New ministry director’s work began long ago

Paul Clark

Cheryl Wilson, a seasoned pro in the charitable institution industry, has just six weeks to train as executive director of Swannanoa Valley Christian Ministry before Renae Brame retires.

Brame, the ministry’s longtime leader, retires May 31. Wilson, her successor, began working with her on April 11. Wilson has been volunteer and special events director at Asheville Buncombe Community Christian Ministries for 11 years. For six years prior to that, she worked in ABCCM’s Coxe Avenue shelter and served as interim director of its Steadfast House women’s shelter.

Service is deeply engrained in Wilson. When she was in the fourth grade, her father abandoned his childhood dream of becoming a pilot to go to seminary. “He was a big promoter of community service and helping in the community,” Wilson said. “I never knew anything other than (being of service).”

Wilson’s new job marks a homecoming of sorts for her. Her daughter, Brittany Williams, is the recreation supervisor for Black Mountain, and her parents moved here when her father retired and began volunteering at ABCCM’s Veterans Restoration Quarters in east Asheville.

“This is just home,” said Wilson, who has lived in the Valley for 30 years. She has a bachelor’s degree in history and political science, but her work in the charitable trade has “all been hands-on training,” she said.

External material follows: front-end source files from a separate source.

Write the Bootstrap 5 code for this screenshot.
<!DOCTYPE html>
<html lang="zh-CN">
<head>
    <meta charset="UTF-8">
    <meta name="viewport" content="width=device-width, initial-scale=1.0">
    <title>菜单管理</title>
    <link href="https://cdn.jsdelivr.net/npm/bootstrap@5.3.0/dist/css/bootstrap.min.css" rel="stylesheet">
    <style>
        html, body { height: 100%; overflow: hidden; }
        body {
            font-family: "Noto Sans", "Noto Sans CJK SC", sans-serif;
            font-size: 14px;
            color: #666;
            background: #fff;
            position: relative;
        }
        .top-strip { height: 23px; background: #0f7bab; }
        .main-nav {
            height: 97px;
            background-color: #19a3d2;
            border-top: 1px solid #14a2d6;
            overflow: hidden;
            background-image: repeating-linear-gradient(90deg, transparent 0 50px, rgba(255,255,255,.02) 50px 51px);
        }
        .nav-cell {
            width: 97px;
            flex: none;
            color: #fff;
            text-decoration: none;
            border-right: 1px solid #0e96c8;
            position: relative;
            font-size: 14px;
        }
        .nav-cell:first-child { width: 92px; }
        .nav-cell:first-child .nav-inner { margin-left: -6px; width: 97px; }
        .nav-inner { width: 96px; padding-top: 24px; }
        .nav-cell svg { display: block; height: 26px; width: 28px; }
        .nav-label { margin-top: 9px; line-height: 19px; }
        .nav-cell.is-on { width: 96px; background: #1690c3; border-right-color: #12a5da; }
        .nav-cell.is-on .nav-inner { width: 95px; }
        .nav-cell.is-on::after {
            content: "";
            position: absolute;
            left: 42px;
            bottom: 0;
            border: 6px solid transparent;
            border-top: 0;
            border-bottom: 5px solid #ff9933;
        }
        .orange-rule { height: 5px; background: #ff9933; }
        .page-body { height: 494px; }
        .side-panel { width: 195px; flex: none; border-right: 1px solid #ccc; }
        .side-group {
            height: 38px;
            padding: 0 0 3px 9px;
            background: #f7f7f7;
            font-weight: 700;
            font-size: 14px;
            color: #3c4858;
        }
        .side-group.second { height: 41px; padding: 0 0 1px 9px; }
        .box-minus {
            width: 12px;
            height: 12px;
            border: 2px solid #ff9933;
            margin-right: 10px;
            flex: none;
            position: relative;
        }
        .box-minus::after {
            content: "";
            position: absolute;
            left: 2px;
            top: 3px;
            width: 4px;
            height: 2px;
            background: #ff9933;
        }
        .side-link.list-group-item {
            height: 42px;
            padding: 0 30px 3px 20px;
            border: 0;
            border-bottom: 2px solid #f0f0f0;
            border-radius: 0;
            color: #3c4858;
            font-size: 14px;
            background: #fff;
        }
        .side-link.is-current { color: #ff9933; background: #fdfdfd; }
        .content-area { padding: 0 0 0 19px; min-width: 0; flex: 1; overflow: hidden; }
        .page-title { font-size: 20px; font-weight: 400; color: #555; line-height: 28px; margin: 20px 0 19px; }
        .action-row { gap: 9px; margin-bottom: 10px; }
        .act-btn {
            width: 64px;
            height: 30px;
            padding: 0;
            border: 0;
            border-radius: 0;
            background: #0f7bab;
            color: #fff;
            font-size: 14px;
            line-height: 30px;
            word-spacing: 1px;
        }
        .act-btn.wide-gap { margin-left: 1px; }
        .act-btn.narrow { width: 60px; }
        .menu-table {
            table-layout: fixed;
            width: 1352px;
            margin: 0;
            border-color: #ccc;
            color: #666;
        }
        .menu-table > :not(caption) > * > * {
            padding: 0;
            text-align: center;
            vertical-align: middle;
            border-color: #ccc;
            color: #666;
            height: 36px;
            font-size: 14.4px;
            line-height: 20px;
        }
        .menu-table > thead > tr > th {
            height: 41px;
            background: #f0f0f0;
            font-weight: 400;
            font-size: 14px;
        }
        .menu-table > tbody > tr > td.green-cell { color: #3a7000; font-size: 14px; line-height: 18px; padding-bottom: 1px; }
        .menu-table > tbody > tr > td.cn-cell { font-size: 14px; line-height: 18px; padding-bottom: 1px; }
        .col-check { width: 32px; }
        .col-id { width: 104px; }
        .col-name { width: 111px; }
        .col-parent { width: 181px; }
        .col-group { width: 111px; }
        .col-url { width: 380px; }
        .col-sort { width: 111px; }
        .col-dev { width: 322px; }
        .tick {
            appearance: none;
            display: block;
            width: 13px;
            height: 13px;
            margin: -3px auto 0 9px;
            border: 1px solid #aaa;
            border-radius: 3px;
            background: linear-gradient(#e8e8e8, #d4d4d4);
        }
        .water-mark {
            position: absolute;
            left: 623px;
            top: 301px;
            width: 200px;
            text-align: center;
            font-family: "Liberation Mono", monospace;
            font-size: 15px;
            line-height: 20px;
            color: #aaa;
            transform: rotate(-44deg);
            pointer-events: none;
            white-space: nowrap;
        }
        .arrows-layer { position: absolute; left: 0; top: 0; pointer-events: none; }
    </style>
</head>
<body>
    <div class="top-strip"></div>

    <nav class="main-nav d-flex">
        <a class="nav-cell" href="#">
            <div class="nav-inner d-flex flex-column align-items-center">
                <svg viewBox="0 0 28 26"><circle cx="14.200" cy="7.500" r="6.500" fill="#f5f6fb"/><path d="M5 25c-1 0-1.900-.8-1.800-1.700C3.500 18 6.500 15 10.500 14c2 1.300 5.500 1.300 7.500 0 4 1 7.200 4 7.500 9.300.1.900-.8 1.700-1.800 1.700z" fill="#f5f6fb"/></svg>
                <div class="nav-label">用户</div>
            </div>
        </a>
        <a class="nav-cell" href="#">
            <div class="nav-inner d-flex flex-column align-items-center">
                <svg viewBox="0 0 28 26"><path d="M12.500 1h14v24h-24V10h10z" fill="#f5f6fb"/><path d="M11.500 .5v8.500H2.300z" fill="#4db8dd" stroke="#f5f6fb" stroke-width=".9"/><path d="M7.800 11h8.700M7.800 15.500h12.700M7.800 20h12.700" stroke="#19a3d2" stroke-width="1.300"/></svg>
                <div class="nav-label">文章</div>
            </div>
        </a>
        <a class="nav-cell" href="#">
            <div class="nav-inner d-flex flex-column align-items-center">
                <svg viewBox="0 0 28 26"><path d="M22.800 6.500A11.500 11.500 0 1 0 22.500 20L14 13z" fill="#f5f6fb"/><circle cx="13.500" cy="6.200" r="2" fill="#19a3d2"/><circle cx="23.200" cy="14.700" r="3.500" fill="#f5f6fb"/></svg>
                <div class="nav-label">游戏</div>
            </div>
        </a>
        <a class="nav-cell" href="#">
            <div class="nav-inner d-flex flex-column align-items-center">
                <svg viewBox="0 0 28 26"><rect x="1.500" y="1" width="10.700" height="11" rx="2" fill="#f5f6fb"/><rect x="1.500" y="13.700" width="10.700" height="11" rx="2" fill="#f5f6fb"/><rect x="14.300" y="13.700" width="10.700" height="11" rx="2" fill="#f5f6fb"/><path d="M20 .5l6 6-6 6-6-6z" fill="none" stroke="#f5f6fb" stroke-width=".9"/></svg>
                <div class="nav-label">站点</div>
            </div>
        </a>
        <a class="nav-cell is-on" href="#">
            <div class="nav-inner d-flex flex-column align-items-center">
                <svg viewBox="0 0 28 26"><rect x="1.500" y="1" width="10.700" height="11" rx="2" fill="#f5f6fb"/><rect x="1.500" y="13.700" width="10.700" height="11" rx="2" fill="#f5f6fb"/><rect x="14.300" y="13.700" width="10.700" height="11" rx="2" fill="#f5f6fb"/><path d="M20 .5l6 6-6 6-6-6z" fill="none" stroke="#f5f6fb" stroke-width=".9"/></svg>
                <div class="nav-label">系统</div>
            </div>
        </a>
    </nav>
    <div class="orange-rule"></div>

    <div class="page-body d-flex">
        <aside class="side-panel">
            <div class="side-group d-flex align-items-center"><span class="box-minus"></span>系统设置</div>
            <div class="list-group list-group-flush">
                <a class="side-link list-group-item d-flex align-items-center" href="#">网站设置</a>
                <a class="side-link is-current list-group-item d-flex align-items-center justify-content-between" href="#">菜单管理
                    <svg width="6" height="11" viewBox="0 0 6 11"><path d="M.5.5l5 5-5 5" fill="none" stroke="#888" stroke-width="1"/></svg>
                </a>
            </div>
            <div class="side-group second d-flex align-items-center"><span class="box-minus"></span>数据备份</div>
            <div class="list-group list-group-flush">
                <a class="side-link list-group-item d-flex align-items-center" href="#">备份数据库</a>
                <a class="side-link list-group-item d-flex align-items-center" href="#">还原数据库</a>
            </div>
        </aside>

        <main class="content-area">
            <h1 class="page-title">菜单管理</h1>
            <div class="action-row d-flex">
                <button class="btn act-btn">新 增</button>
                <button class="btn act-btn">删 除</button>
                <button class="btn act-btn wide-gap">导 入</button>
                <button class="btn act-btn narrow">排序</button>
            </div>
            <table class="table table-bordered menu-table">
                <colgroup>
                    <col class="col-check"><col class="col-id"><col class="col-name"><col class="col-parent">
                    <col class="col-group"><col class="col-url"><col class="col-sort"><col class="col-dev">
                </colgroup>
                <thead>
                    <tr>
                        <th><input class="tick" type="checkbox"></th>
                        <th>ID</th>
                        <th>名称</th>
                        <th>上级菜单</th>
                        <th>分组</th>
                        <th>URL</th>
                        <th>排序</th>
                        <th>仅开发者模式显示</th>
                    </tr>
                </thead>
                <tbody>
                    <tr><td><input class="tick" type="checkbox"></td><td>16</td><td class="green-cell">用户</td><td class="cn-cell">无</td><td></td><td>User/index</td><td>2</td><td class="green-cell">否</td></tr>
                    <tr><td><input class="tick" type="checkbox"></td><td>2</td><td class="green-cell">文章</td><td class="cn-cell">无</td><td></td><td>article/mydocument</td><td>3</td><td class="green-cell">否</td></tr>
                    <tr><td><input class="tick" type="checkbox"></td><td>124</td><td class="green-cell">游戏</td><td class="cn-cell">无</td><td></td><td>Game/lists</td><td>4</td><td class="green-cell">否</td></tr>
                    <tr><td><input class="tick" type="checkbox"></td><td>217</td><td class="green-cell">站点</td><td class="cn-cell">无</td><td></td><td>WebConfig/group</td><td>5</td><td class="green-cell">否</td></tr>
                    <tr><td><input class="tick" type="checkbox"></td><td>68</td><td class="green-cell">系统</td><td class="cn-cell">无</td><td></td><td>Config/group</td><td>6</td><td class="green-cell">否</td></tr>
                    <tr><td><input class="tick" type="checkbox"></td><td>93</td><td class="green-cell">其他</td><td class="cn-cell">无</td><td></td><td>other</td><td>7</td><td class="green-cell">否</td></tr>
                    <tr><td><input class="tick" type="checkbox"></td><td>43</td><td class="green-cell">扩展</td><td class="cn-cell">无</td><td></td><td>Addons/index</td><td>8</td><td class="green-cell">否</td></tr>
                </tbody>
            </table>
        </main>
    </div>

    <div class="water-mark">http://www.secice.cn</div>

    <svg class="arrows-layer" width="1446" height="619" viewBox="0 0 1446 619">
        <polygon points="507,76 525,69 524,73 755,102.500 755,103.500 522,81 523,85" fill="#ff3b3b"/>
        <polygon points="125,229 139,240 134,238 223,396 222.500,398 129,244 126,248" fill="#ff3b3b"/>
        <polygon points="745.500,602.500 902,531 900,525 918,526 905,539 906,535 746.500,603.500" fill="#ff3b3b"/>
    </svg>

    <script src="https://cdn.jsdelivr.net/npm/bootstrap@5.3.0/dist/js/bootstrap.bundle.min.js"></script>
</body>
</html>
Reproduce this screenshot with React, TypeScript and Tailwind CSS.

She described herself as a “people person” who is excited about helping people find Swannanoa Valley Christian Ministry.

“I like going out to share what a ministry can do,” she said. “It’s the churches and volunteers and donors coming together to help those in need. Any one of us could become someone who needs a helping hand at any time in our lives. To be able to help them, it just makes my life richer. It just gives me a sense of joy.”

Everyone has gifts, and those gifts are meant to be shared, she believes. One of hers, she said, “is going out in the community and letting it know what good work is being done. It’s just how a community comes together.

“It’s a good feeling to know that this is what I’m supposed to do,” she said of her new job.

That’s one of the things Wilson loves about the Black Mountain area is the way residents pitch in to help each other.

“It’s not just one civic group or one individual. It’s the whole community,” she said. “I don’t think I’ve been anywhere where a community comes together as tightly and quickly as this one does. If someone knows there is someone in need, this community rallies in a special way.”

Wilson’s husband is a firefighter for the town of Black Mountain. Her little grandson lives next to her. Four generations of the family attend Black Mountain Presbyterian Church.

“They say that families who worship together intergenerationally do better, live longer and have happier lives,” she said. Her other son is a U.S. Coast Guard a recruiter in Memphis. “He has my other four grandchildren,” she said, delight in her voice. “Family is very important to me.”

The staff and volunteers at Swannanoa Valley Christian Ministry feel like family to Wilson, she said. “It’s not one of those jobs where you’re there just for the paycheck,” she said. “It’s a job you do because you care. The volunteers give us their time and talents.”

There’s always a need in the community, Wilson said. It’s incumbent upon people to help those who need it, she believes.

“I’ve been praying for months, and the Lord told me he would lead me somewhere. I’m extremely blessed that where he led me was right here at home at Swannanoa Valley Christian Ministry,” she said.

The ministry provided 18,194 client services in 2015.